Can you explain what you write in the third patch of your question? What does conjugacy class of $(2)$ mean? –  user21436 Mar 11 '12 at 5:28
    
As I reread the question, conjugacy class is used in an entirely different sense, and the last question can be answered in a similar fashion joriki answered one of your previous questions. –  user21436 Mar 11 '12 at 5:54
    
I explained what I meant in the OP by (2). It's also the same sort of thing explained in en.wikipedia.org/wiki/Conjugacy_class#Examples (2) just means a scenario where a swapping of 2 is sufficient to sort the list. Something like (3) would mean 3 are out of place. (2)(2) means two sets could be switched (e.g. [2,1,4,3]). –  John Smith Mar 11 '12 at 6:13
    
Oh, well, I am not sure if that is standard, but for the love of god, please take a book on group theory and go through the details of what group actions are, what is conjugacy? And, then, you'll see a connection via the action of $S_3$ on the set of its own conjugacy classes. –  user21436 Mar 11 '12 at 6:21

1 Answer 1

up vote 3 down vote accepted

Depending on what you consider brute force, I don't think you can do a whole lot better than brute force.

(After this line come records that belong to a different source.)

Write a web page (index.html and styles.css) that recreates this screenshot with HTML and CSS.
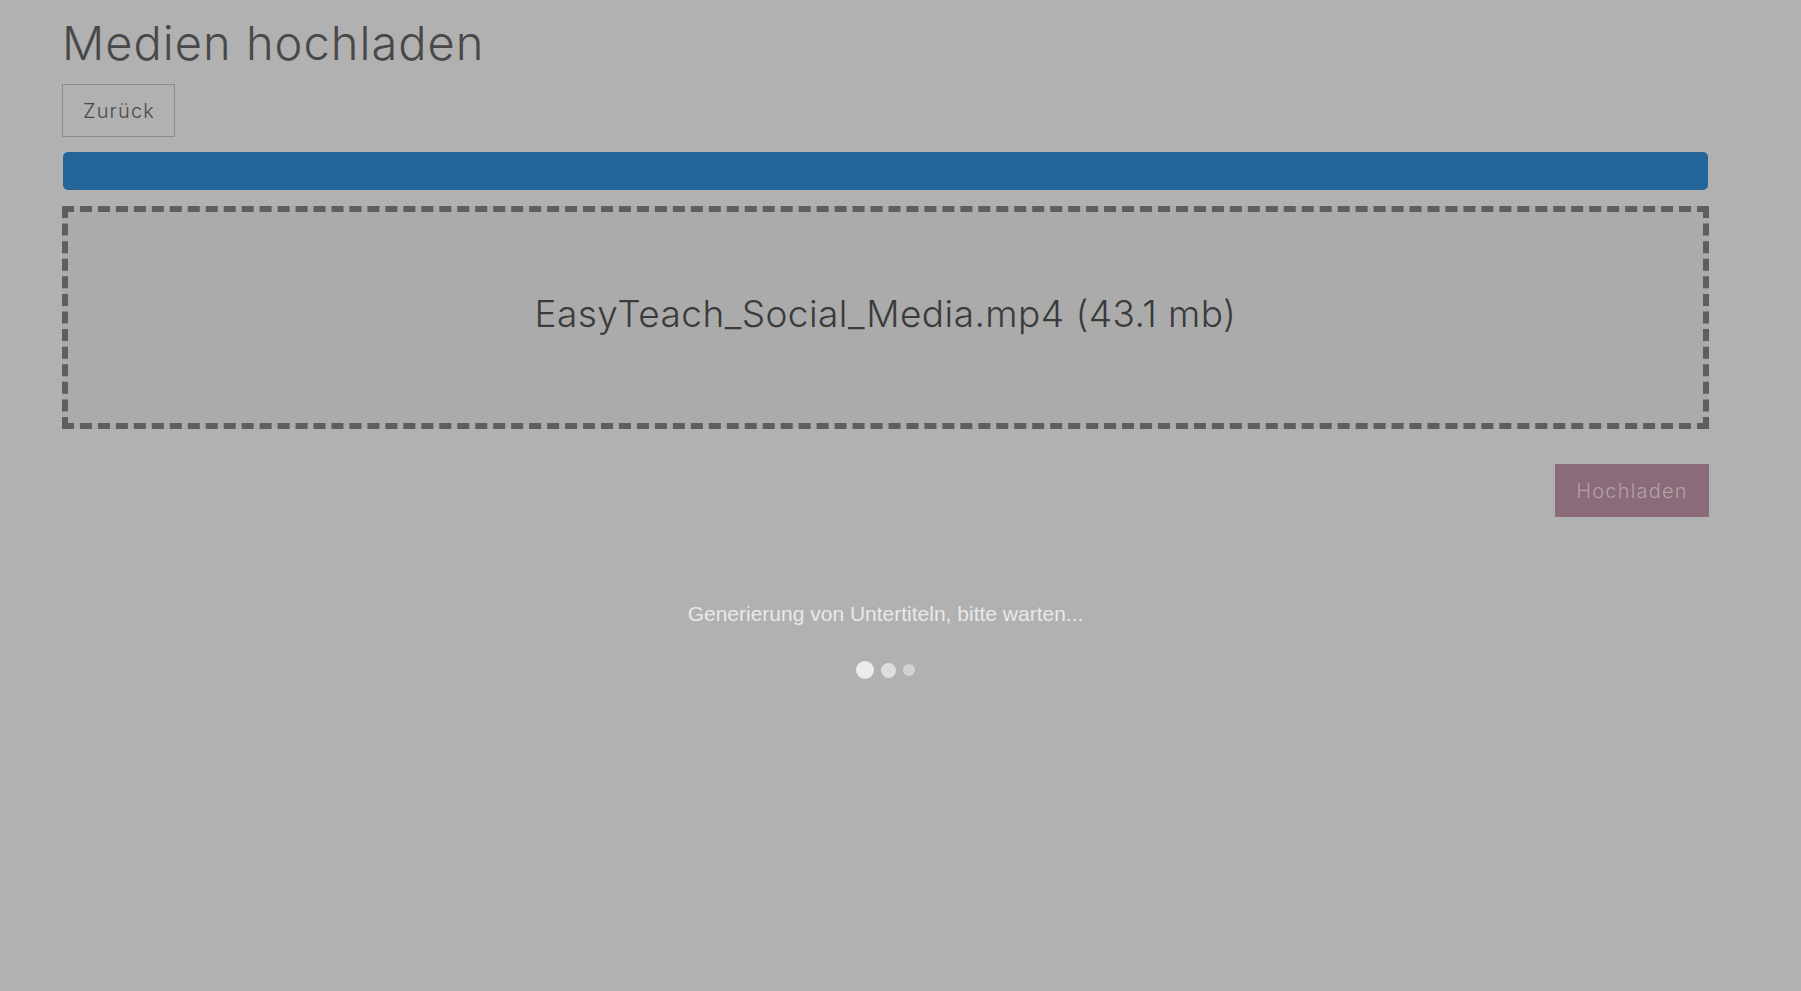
FILE: index.html
```html
<!DOCTYPE html>
<html lang="de">

<head>
  <meta charset="UTF-8" />
  <title>Medien hochladen</title>
  <link rel="stylesheet" href="styles.css">
</head>

<body>
  <div class="page">
    <h1 class="title">Medien hochladen</h1>
    <button class="btn-back">Zurück</button>

    <div class="progress">
      <div class="progress-bar"></div>
    </div>

    <div class="dropzone">
      <p class="file-name">EasyTeach_Social_Media.mp4 (43.1 mb)</p>
    </div>

    <div class="actions">
      <button class="btn-upload">Hochladen</button>
    </div>

    <div class="loading">
      <p class="loading-text">Generierung von Untertiteln, bitte warten...</p>
      <div class="dots">
        <span class="dot dot-1"></span>
        <span class="dot dot-2"></span>
        <span class="dot dot-3"></span>
      </div>
    </div>
  </div>
</body>

</html>
```

FILE: styles.css
```css
* {
  padding: 0;
  margin: 0;
  box-sizing: border-box;
}

body {
  background: #b1b1b1;
  font-family: Inter, "Open Sans", sans-serif;
  min-height: 991px;
}

.page {
  width: 1647px;
  margin-left: 62px;
  padding-top: 15px;
}

.title {
  font-size: 47px;
  line-height: 56px;
  font-weight: 300;
  letter-spacing: 1px;
  color: #484848;
}

.btn-back {
  margin-top: 13px;
  height: 53px;
  padding: 0 19px 0 20px;
  background: transparent;
  border: 1px solid #8c8c8c;
  font-family: inherit;
  font-size: 20px;
  font-weight: 300;
  letter-spacing: 1.2px;
  color: #4a4a4a;
  cursor: pointer;
}

.progress {
  margin: 15px 1px 0;
  height: 38px;
}

.progress-bar {
  width: 100%;
  height: 100%;
  background: #236598;
  border-radius: 5px;
}

.dropzone {
  margin-top: 16px;
  height: 223px;
  padding-bottom: 8px;
  border: 6px dashed #5e5e5e;
  background: #ababab;
  display: flex;
  align-items: center;
  justify-content: center;
}

.file-name {
  font-size: 37px;
  font-weight: 300;
  letter-spacing: 0.45px;
  color: #3b3b3b;
}

.actions {
  display: flex;
  justify-content: flex-end;
  margin-top: 35px;
}

.btn-upload {
  width: 154px;
  height: 53px;
  border: 0;
  background: #8b6b79;
  font-family: inherit;
  font-size: 20px;
  font-weight: 300;
  letter-spacing: 1.2px;
  color: #b0a1a8;
}

.loading {
  margin-top: 85px;
  display: flex;
  flex-direction: column;
  align-items: center;
}

.loading-text {
  font-family: "Liberation Sans", Arial, sans-serif;
  font-size: 21px;
  line-height: 24px;
  color: #e9e9e9;
}

.dots {
  margin-top: 35px;
  height: 18px;
  display: flex;
  align-items: center;
  gap: 7px;
}

.dot {
  border-radius: 50%;
}

.dot-1 {
  width: 18px;
  height: 18px;
  background: #ececec;
}

.dot-2 {
  width: 15px;
  height: 15px;
  background: #dedede;
}

.dot-3 {
  width: 12px;
  height: 12px;
  background: #d2d2d2;
}
```
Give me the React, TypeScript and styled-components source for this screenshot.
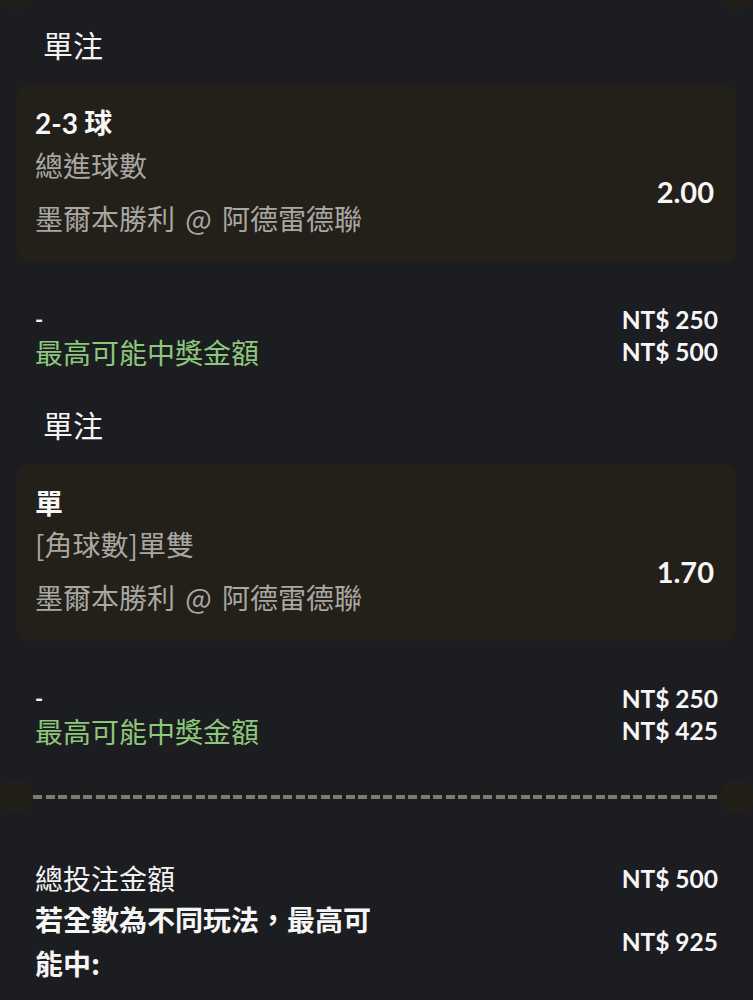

I've posted two different Java programs that perform this computation here. One of them simply takes a permutation from each conjugacy class, composes it with all possible scramblings of three elements, and counts the conjugacy classes of the resulting permutations. The other program also performs a lot of computation (in fact it's longer) but does so at a slightly higher level. To understand what it does, think of the cycle structure of a permutation as a set of necklaces. Composing the permutation with a transposition opens two of the necklaces and recombines the ends. If the transposition affects two elements in different cycles, these cycles are combined into one, whereas if it affects two elements in the same cycle, that cycle is split in two. Similarly, composing the permutation with a $3$-cycle opens three of the necklaces and recombines their ends. If the $3$-cycle affects three elements in different cycles, these cycles are combined into one; if it affects two elements in one cycle and a third element in another, part of the first cycle is spliced into the second cycle; and if it affects three elements in the same cycle, that cycle is either just rearranged (if the elements occur in the same order in the cycle and the $3$-cycle) or split in three (if they occur in opposite order). If this seems confusing, try some examples and follow how the cycles are affected by composition with transpositions and $3$-cycles.

The code has a good chance of being correct, as both versions produce the same results.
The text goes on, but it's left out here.